Exercise goal: Transcribe all of the data exactly. Omit the pictures.

Information shown:
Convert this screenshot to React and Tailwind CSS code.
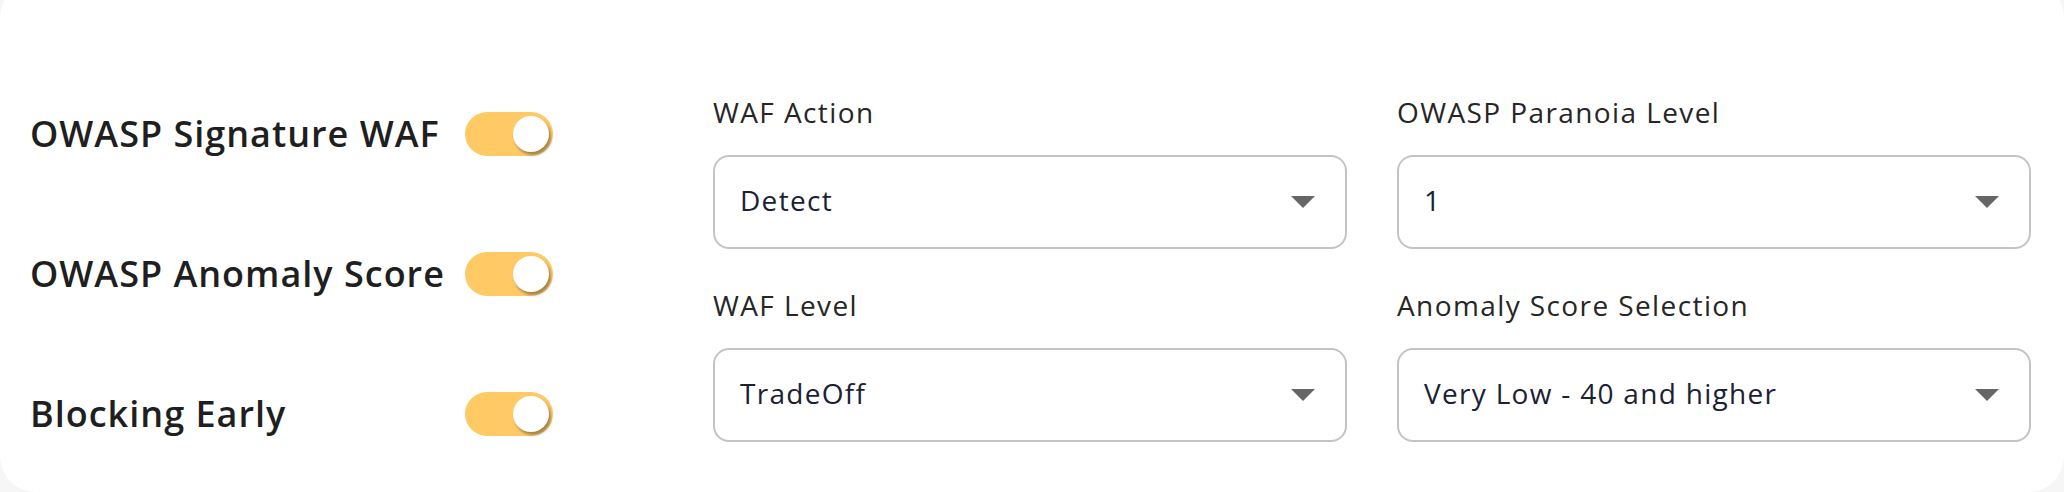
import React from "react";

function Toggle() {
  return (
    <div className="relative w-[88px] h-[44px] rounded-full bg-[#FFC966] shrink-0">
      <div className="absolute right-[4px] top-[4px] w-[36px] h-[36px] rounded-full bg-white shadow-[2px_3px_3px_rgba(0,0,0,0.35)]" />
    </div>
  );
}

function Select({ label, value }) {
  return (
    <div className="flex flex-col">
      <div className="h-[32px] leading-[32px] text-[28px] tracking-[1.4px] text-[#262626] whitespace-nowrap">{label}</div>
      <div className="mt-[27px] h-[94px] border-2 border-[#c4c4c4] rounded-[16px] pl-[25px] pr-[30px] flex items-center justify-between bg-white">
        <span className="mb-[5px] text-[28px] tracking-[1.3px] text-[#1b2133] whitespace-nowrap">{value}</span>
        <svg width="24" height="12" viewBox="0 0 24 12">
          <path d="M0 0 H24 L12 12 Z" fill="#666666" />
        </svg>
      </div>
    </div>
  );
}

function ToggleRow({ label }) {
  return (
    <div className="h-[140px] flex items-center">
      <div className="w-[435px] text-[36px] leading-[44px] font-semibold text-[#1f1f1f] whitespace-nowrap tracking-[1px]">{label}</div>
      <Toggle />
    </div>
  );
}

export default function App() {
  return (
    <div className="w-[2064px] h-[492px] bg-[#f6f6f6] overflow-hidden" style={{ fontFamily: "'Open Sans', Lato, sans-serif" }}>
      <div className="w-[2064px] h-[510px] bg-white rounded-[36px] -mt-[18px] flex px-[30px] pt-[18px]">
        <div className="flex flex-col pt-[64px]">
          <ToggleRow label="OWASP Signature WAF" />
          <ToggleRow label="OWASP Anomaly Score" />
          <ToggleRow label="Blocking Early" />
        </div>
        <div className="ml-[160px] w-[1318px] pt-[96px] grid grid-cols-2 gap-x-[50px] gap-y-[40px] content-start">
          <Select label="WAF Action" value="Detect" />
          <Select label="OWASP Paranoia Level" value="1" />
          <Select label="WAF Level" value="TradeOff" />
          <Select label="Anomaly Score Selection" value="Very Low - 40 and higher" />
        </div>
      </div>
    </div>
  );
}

Task result:
Convert this screenshot to React and Tailwind CSS code.
import React from "react";

function Toggle() {
  return (
    <div className="relative w-[88px] h-[44px] rounded-full bg-[#FFC966] shrink-0">
      <div className="absolute right-[4px] top-[4px] w-[36px] h-[36px] rounded-full bg-white shadow-[2px_3px_3px_rgba(0,0,0,0.35)]" />
    </div>
  );
}

function Select({ label, value }) {
  return (
    <div className="flex flex-col">
      <div className="h-[32px] leading-[32px] text-[28px] tracking-[1.4px] text-[#262626] whitespace-nowrap">{label}</div>
      <div className="mt-[27px] h-[94px] border-2 border-[#c4c4c4] rounded-[16px] pl-[25px] pr-[30px] flex items-center justify-between bg-white">
        <span className="mb-[5px] text-[28px] tracking-[1.3px] text-[#1b2133] whitespace-nowrap">{value}</span>
        <svg width="24" height="12" viewBox="0 0 24 12">
          <path d="M0 0 H24 L12 12 Z" fill="#666666" />
        </svg>
      </div>
    </div>
  );
}

function ToggleRow({ label }) {
  return (
    <div className="h-[140px] flex items-center">
      <div className="w-[435px] text-[36px] leading-[44px] font-semibold text-[#1f1f1f] whitespace-nowrap tracking-[1px]">{label}</div>
      <Toggle />
    </div>
  );
}

export default function App() {
  return (
    <div className="w-[2064px] h-[492px] bg-[#f6f6f6] overflow-hidden" style={{ fontFamily: "'Open Sans', Lato, sans-serif" }}>
      <div className="w-[2064px] h-[510px] bg-white rounded-[36px] -mt-[18px] flex px-[30px] pt-[18px]">
        <div className="flex flex-col pt-[64px]">
          <ToggleRow label="OWASP Signature WAF" />
          <ToggleRow label="OWASP Anomaly Score" />
          <ToggleRow label="Blocking Early" />
        </div>
        <div className="ml-[160px] w-[1318px] pt-[96px] grid grid-cols-2 gap-x-[50px] gap-y-[40px] content-start">
          <Select label="WAF Action" value="Detect" />
          <Select label="OWASP Paranoia Level" value="1" />
          <Select label="WAF Level" value="TradeOff" />
          <Select label="Anomaly Score Selection" value="Very Low - 40 and higher" />
        </div>
      </div>
    </div>
  );
}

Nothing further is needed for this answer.